**WHAT IS BEING ASKED:** Transcribe the data in full and exactly, omitting any pictures.

**SOURCE MATERIAL:**
■ ■ ■ ■ ■

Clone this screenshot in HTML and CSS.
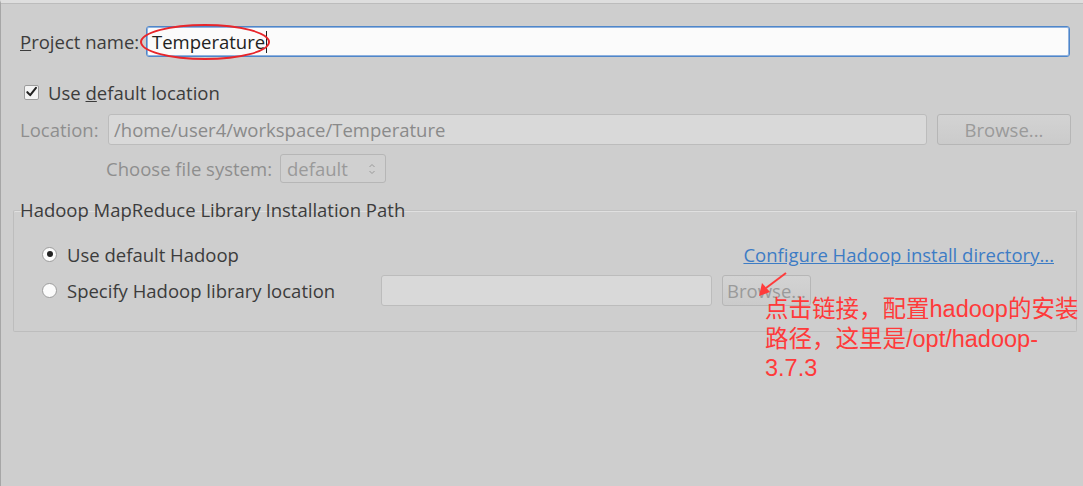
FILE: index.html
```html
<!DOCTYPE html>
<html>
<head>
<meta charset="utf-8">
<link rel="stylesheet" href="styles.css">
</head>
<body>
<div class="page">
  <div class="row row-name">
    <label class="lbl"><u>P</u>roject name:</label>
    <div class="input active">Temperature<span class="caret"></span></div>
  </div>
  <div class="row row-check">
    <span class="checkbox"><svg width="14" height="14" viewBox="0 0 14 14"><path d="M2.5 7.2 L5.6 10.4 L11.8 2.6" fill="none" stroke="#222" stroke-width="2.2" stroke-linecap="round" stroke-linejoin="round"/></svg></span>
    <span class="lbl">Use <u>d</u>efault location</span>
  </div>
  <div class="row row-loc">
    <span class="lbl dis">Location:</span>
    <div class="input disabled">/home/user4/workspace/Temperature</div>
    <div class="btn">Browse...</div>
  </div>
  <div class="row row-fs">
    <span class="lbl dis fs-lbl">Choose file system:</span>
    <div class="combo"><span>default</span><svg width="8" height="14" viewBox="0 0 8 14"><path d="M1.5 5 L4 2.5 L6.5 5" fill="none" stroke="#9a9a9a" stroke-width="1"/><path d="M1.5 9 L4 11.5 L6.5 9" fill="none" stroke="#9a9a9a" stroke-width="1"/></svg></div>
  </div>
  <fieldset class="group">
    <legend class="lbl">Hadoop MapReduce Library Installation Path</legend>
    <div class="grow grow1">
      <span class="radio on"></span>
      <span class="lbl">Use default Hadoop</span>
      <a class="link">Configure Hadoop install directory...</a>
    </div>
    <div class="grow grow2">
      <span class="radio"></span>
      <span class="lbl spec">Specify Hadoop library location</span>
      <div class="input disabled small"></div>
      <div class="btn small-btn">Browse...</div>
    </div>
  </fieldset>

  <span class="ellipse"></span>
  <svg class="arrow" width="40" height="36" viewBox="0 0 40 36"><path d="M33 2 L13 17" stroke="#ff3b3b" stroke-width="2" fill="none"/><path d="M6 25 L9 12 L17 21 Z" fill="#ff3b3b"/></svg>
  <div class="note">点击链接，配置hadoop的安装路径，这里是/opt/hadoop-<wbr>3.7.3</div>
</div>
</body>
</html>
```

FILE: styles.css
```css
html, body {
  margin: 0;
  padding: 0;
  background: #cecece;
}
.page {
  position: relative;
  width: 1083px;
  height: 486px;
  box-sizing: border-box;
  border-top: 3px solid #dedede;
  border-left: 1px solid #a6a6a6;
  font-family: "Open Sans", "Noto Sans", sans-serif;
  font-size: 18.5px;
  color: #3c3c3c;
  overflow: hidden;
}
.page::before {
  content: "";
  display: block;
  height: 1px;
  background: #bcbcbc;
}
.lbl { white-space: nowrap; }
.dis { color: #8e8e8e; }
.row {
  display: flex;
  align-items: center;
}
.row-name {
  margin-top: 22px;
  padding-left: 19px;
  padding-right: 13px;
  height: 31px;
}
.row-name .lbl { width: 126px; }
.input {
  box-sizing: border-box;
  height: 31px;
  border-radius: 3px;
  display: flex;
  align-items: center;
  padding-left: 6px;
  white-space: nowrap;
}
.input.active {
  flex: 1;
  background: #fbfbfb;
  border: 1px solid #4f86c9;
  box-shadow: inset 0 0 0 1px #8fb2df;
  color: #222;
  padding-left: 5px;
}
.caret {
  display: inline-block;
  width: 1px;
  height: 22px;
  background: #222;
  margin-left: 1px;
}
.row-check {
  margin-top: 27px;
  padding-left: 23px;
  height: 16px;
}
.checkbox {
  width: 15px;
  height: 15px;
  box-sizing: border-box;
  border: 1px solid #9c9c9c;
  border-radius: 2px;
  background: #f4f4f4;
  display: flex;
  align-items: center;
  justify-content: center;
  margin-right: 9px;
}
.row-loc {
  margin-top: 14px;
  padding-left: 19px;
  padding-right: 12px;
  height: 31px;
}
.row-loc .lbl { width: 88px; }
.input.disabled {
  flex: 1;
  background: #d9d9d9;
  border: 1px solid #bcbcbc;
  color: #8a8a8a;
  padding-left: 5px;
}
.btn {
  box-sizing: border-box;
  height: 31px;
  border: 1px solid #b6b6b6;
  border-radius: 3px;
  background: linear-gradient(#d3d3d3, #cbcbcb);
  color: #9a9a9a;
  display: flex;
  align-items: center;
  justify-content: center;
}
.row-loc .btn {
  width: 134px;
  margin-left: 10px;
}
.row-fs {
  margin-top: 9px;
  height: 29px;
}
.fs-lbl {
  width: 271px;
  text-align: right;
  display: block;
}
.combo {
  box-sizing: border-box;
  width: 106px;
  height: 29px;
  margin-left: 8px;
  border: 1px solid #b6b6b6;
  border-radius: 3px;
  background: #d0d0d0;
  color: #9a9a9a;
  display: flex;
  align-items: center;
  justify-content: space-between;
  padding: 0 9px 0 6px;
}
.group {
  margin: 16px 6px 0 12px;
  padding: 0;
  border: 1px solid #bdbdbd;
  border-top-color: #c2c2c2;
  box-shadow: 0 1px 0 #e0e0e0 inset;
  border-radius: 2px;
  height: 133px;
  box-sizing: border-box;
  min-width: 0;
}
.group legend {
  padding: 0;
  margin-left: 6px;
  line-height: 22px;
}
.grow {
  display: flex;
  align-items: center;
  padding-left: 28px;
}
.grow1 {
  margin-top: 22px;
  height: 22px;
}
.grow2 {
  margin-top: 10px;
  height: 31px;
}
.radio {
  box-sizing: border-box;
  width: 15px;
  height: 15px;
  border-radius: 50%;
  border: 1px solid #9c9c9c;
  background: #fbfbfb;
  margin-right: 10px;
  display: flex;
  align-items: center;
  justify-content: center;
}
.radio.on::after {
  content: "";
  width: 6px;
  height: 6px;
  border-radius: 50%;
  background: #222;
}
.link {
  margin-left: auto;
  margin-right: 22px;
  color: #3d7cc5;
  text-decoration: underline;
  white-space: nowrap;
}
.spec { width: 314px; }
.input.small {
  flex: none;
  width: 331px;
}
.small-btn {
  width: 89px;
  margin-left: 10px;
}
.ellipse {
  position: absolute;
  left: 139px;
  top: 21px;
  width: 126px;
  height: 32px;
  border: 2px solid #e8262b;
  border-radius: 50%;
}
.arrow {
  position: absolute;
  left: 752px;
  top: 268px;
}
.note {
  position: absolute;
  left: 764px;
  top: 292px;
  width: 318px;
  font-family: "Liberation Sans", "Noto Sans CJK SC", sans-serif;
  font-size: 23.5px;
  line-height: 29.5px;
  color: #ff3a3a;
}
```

■ ■ ■ ■ ■

**TASK SOLUTION:**
Clone this screenshot in HTML and CSS.
FILE: index.html
```html
<!DOCTYPE html>
<html>
<head>
<meta charset="utf-8">
<link rel="stylesheet" href="styles.css">
</head>
<body>
<div class="page">
  <div class="row row-name">
    <label class="lbl"><u>P</u>roject name:</label>
    <div class="input active">Temperature<span class="caret"></span></div>
  </div>
  <div class="row row-check">
    <span class="checkbox"><svg width="14" height="14" viewBox="0 0 14 14"><path d="M2.5 7.2 L5.6 10.4 L11.8 2.6" fill="none" stroke="#222" stroke-width="2.2" stroke-linecap="round" stroke-linejoin="round"/></svg></span>
    <span class="lbl">Use <u>d</u>efault location</span>
  </div>
  <div class="row row-loc">
    <span class="lbl dis">Location:</span>
    <div class="input disabled">/home/user4/workspace/Temperature</div>
    <div class="btn">Browse...</div>
  </div>
  <div class="row row-fs">
    <span class="lbl dis fs-lbl">Choose file system:</span>
    <div class="combo"><span>default</span><svg width="8" height="14" viewBox="0 0 8 14"><path d="M1.5 5 L4 2.5 L6.5 5" fill="none" stroke="#9a9a9a" stroke-width="1"/><path d="M1.5 9 L4 11.5 L6.5 9" fill="none" stroke="#9a9a9a" stroke-width="1"/></svg></div>
  </div>
  <fieldset class="group">
    <legend class="lbl">Hadoop MapReduce Library Installation Path</legend>
    <div class="grow grow1">
      <span class="radio on"></span>
      <span class="lbl">Use default Hadoop</span>
      <a class="link">Configure Hadoop install directory...</a>
    </div>
    <div class="grow grow2">
      <span class="radio"></span>
      <span class="lbl spec">Specify Hadoop library location</span>
      <div class="input disabled small"></div>
      <div class="btn small-btn">Browse...</div>
    </div>
  </fieldset>

  <span class="ellipse"></span>
  <svg class="arrow" width="40" height="36" viewBox="0 0 40 36"><path d="M33 2 L13 17" stroke="#ff3b3b" stroke-width="2" fill="none"/><path d="M6 25 L9 12 L17 21 Z" fill="#ff3b3b"/></svg>
  <div class="note">点击链接，配置hadoop的安装路径，这里是/opt/hadoop-<wbr>3.7.3</div>
</div>
</body>
</html>
```

FILE: styles.css
```css
html, body {
  margin: 0;
  padding: 0;
  background: #cecece;
}
.page {
  position: relative;
  width: 1083px;
  height: 486px;
  box-sizing: border-box;
  border-top: 3px solid #dedede;
  border-left: 1px solid #a6a6a6;
  font-family: "Open Sans", "Noto Sans", sans-serif;
  font-size: 18.5px;
  color: #3c3c3c;
  overflow: hidden;
}
.page::before {
  content: "";
  display: block;
  height: 1px;
  background: #bcbcbc;
}
.lbl { white-space: nowrap; }
.dis { color: #8e8e8e; }
.row {
  display: flex;
  align-items: center;
}
.row-name {
  margin-top: 22px;
  padding-left: 19px;
  padding-right: 13px;
  height: 31px;
}
.row-name .lbl { width: 126px; }
.input {
  box-sizing: border-box;
  height: 31px;
  border-radius: 3px;
  display: flex;
  align-items: center;
  padding-left: 6px;
  white-space: nowrap;
}
.input.active {
  flex: 1;
  background: #fbfbfb;
  border: 1px solid #4f86c9;
  box-shadow: inset 0 0 0 1px #8fb2df;
  color: #222;
  padding-left: 5px;
}
.caret {
  display: inline-block;
  width: 1px;
  height: 22px;
  background: #222;
  margin-left: 1px;
}
.row-check {
  margin-top: 27px;
  padding-left: 23px;
  height: 16px;
}
.checkbox {
  width: 15px;
  height: 15px;
  box-sizing: border-box;
  border: 1px solid #9c9c9c;
  border-radius: 2px;
  background: #f4f4f4;
  display: flex;
  align-items: center;
  justify-content: center;
  margin-right: 9px;
}
.row-loc {
  margin-top: 14px;
  padding-left: 19px;
  padding-right: 12px;
  height: 31px;
}
.row-loc .lbl { width: 88px; }
.input.disabled {
  flex: 1;
  background: #d9d9d9;
  border: 1px solid #bcbcbc;
  color: #8a8a8a;
  padding-left: 5px;
}
.btn {
  box-sizing: border-box;
  height: 31px;
  border: 1px solid #b6b6b6;
  border-radius: 3px;
  background: linear-gradient(#d3d3d3, #cbcbcb);
  color: #9a9a9a;
  display: flex;
  align-items: center;
  justify-content: center;
}
.row-loc .btn {
  width: 134px;
  margin-left: 10px;
}
.row-fs {
  margin-top: 9px;
  height: 29px;
}
.fs-lbl {
  width: 271px;
  text-align: right;
  display: block;
}
.combo {
  box-sizing: border-box;
  width: 106px;
  height: 29px;
  margin-left: 8px;
  border: 1px solid #b6b6b6;
  border-radius: 3px;
  background: #d0d0d0;
  color: #9a9a9a;
  display: flex;
  align-items: center;
  justify-content: space-between;
  padding: 0 9px 0 6px;
}
.group {
  margin: 16px 6px 0 12px;
  padding: 0;
  border: 1px solid #bdbdbd;
  border-top-color: #c2c2c2;
  box-shadow: 0 1px 0 #e0e0e0 inset;
  border-radius: 2px;
  height: 133px;
  box-sizing: border-box;
  min-width: 0;
}
.group legend {
  padding: 0;
  margin-left: 6px;
  line-height: 22px;
}
.grow {
  display: flex;
  align-items: center;
  padding-left: 28px;
}
.grow1 {
  margin-top: 22px;
  height: 22px;
}
.grow2 {
  margin-top: 10px;
  height: 31px;
}
.radio {
  box-sizing: border-box;
  width: 15px;
  height: 15px;
  border-radius: 50%;
  border: 1px solid #9c9c9c;
  background: #fbfbfb;
  margin-right: 10px;
  display: flex;
  align-items: center;
  justify-content: center;
}
.radio.on::after {
  content: "";
  width: 6px;
  height: 6px;
  border-radius: 50%;
  background: #222;
}
.link {
  margin-left: auto;
  margin-right: 22px;
  color: #3d7cc5;
  text-decoration: underline;
  white-space: nowrap;
}
.spec { width: 314px; }
.input.small {
  flex: none;
  width: 331px;
}
.small-btn {
  width: 89px;
  margin-left: 10px;
}
.ellipse {
  position: absolute;
  left: 139px;
  top: 21px;
  width: 126px;
  height: 32px;
  border: 2px solid #e8262b;
  border-radius: 50%;
}
.arrow {
  position: absolute;
  left: 752px;
  top: 268px;
}
.note {
  position: absolute;
  left: 764px;
  top: 292px;
  width: 318px;
  font-family: "Liberation Sans", "Noto Sans CJK SC", sans-serif;
  font-size: 23.5px;
  line-height: 29.5px;
  color: #ff3a3a;
}
```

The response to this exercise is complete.